With last summer's £155m investment in Robin Roefs, Noah Sadiki, Habib Diarra, Omar Alderete, Reinildo, Chemsdine Talbi, and Brian Brobbey paying rich dividends, Sunderland reached Le Bris's pre-season target of 40 points with a win at Leeds in early March and finished seventh. In February, Speakman left, amicably if not exactly willingly, as it became clear Ghisolfi's arrival had made a large part of his role redundant. Other high-profile executive exits followed, prompting erroneous suggestions Le Bris could be next.
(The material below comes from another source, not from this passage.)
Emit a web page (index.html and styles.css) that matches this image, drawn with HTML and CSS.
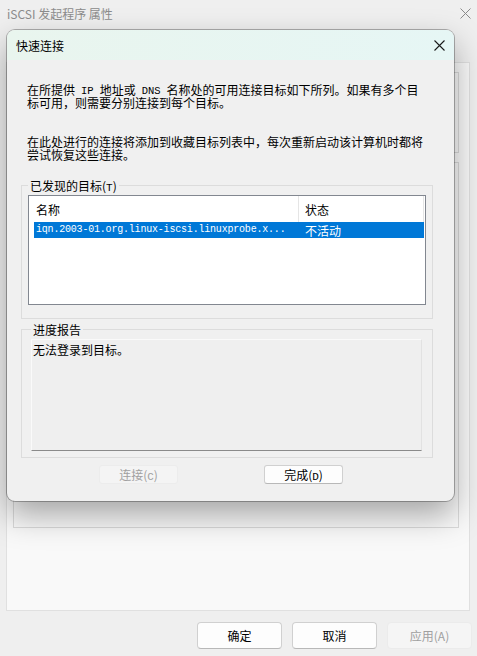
FILE: index.html
```html
<!DOCTYPE html>
<html lang="zh-CN">
<head>
    <meta charset="UTF-8">
    <meta name="viewport" content="width=device-width, initial-scale=1.0">
    <title>iSCSI 发起程序 属性</title>
    <link rel="stylesheet" href="styles.css">
</head>
<body>
    <div class="window">
        <div class="titlebar">
            <span class="title">iSCSI 发起程序 属性</span>
            <svg class="close close-bg" width="11" height="11" viewBox="0 0 11 11">
                <path d="M0.5 0.5 L10.5 10.5 M10.5 0.5 L0.5 10.5" stroke="#8a8a8a" stroke-width="1" fill="none"/>
            </svg>
        </div>
        <div class="panel">
            <div class="bg-group bg-group-top"></div>
            <div class="bg-group bg-group-main"></div>
        </div>
        <div class="footer">
            <button class="btn">确定</button>
            <button class="btn">取消</button>
            <button class="btn" disabled>应用(A)</button>
        </div>

        <div class="dialog">
            <div class="dialog-titlebar">
                <span class="dialog-title">快速连接</span>
                <svg class="close" width="11" height="11" viewBox="0 0 11 11">
                    <path d="M0.5 0.5 L10.5 10.5 M10.5 0.5 L0.5 10.5" stroke="#1a1a1a" stroke-width="1.1" fill="none"/>
                </svg>
            </div>
            <div class="dialog-body">
                <p class="intro">在所提供<span class="mono word">IP</span>地址或<span class="mono word">DNS</span>名称处的可用连接目标如下所列。如果有多个目<br>标可用，则需要分别连接到每个目标。</p>
                <p class="intro second">在此处进行的连接将添加到收藏目标列表中，每次重新启动该计算机时都将<br>尝试恢复这些连接。</p>

                <fieldset class="group">
                    <legend>已发现的目标(<span class="mono">T</span>)</legend>
                    <div class="listbox">
                        <div class="list-header">
                            <span class="col-name">名称</span>
                            <span class="col-state">状态</span>
                        </div>
                        <div class="list-row selected">
                            <span class="col-name mono">iqn.2003-01.org.linux-iscsi.linuxprobe.x...</span>
                            <span class="col-state">不活动</span>
                        </div>
                    </div>
                </fieldset>

                <fieldset class="group progress">
                    <legend>进度报告</legend>
                    <div class="report">无法登录到目标。</div>
                </fieldset>

                <div class="dialog-actions">
                    <button class="btn small" disabled>连接(<span class="mono">C</span>)</button>
                    <button class="btn small">完成(<span class="mono">D</span>)</button>
                </div>
            </div>
        </div>
    </div>
</body>
</html>
```

FILE: styles.css
```css
* {
    box-sizing: border-box;
}

body {
    margin: 0;
    font-family: "Noto Sans CJK SC", "Liberation Sans", sans-serif;
    font-size: 12px;
    color: #000;
    background-color: #efefef;
}

.window {
    position: relative;
    width: 477px;
    height: 656px;
    display: flex;
    flex-direction: column;
    background-color: #efefef;
    overflow: hidden;
}

.titlebar {
    height: 30px;
    display: flex;
    align-items: center;
    justify-content: space-between;
    padding: 0 6px 3px 7px;
}

.title {
    color: #8c8c8c;
    font-size: 12px;
}

.panel {
    margin: 32px 7px 0 6px;
    height: 549px;
    background-color: #f9f9f9;
    border: 1px solid #e0e0e0;
    padding: 9px 10px 0 6px;
    display: flex;
    flex-direction: column;
    gap: 9px;
}

.bg-group {
    border: 1px solid #dadada;
}

.bg-group-top {
    height: 81px;
}

.bg-group-main {
    height: 366px;
}

.footer {
    display: flex;
    justify-content: flex-end;
    gap: 10px;
    padding: 11px 5px 0 0;
}

.btn {
    font-family: "Noto Sans CJK SC", "Liberation Sans", sans-serif;
    font-size: 12px;
    color: #000;
    width: 85px;
    height: 27px;
    background-color: #fdfdfd;
    border: 1px solid #d0d0d0;
    border-bottom-color: #b8b8b8;
    border-radius: 4px;
    padding: 0;
}

.btn:disabled {
    background-color: #f5f5f5;
    border-color: #ebebeb;
    color: #a0a0a0;
}

/* quick connect dialog */
.dialog {
    position: absolute;
    left: 7px;
    top: 30px;
    width: 447px;
    height: 471px;
    background-color: #f0f0f0;
    border-radius: 8px;
    box-shadow: 0 0 0 1px rgba(0, 0, 0, 0.28), 0 14px 32px rgba(0, 0, 0, 0.34);
    overflow: hidden;
}

.dialog-titlebar {
    height: 30px;
    display: flex;
    align-items: center;
    justify-content: space-between;
    padding: 0 9px 0 9px;
    background: linear-gradient(to right, #e9f5ee, #e6f6f5);
}

.dialog-title {
    font-size: 12px;
}

.dialog-body {
    padding: 0 21px 0 14px;
}

.mono {
    font-family: "Liberation Mono", "DejaVu Sans Mono", monospace;
    font-size: 11px;
    line-height: 1;
}

.mono.word {
    display: inline-block;
    font-size: 10.5px;
    height: 10px;
    line-height: 10px;
    padding: 0 6px;
    vertical-align: 1px;
}

.intro {
    margin: 23px 0 0 6px;
    line-height: 13px;
    width: 400px;
}

.intro.second {
    margin-top: 26px;
}

.group {
    margin: 18px 0 0 0;
    padding: 3px 6px 13px 6px;
    border: 1px solid #dcdcdc;
    min-width: 0;
}

.group legend {
    padding: 0 2px;
    height: 13px;
    line-height: 13px;
    font-size: 12px;
}

.listbox {
    height: 110px;
    background-color: #fff;
    border: 1px solid #828790;
    padding: 0 1px 0 5px;
}

.list-header,
.list-row {
    display: flex;
}

.list-header {
    height: 26px;
    align-items: center;
}

.list-header .col-name,
.list-header .col-state {
    border-right: 1px solid #e5e5e5;
}

.col-name {
    width: 265px;
    height: 100%;
    display: flex;
    align-items: center;
    padding-left: 2px;
}

.col-state {
    flex: 1;
    height: 100%;
    display: flex;
    align-items: center;
    padding-left: 6px;
}

.list-row {
    height: 16px;
}

.list-row.selected {
    background-color: #0078d7;
    color: #fff;
}

.list-row .mono {
    font-size: 10px;
    letter-spacing: -0.2px;
}

.group.progress {
    margin-top: 4px;
    padding: 3px 10px 6px 9px;
}

.report {
    height: 112px;
    background-color: #efefef;
    border: 1px solid #e2e2e2;
    border-top-color: #fafafa;
    border-left-color: #fafafa;
    border-bottom-color: #8a8a8a;
    padding: 3px 1px;
    line-height: 14px;
}

.dialog-actions {
    display: flex;
    gap: 86px;
    padding: 7px 0 0 78px;
}

.btn.small {
    width: 79px;
    height: 19px;
    border-radius: 3px;
    font-size: 12px;
    line-height: 17px;
}

.btn.small:disabled {
    background-color: #f4f4f4;
    border-color: #ececec;
}
```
In reality, the coach who arrived 'without collaborators' had built an on- and off-field support network the envy of many Premier League peers.

Looking Ahead

Now, a man whose natural courtesy and gentle humour are said to conceal a capacity to be ruthless when necessary faces twin tasks. He must nurture his power base and a tightly bonded dressing room with the demands of playing European football on Thursday nights. Xhaka, though, harbours few fears. 'As Sunderland's captain, I can promise you this is just the beginning,' he said. 'We want more.'

Le Bris, sensibly, talks of the need to 'stay humble' and remember the essential 'fragility' of footballing success, but he is also justifiably proud. 'This club is a special place in English football, and our journey is really special because we feel the connection, the alignment with our fans,' he says. 'It's a really nice feeling.'

The polite, unassuming Frenchman who spent his first two weeks in charge of Sunderland unnoticed by fellow guests at a County Durham hotel no longer walks alone on Wearside.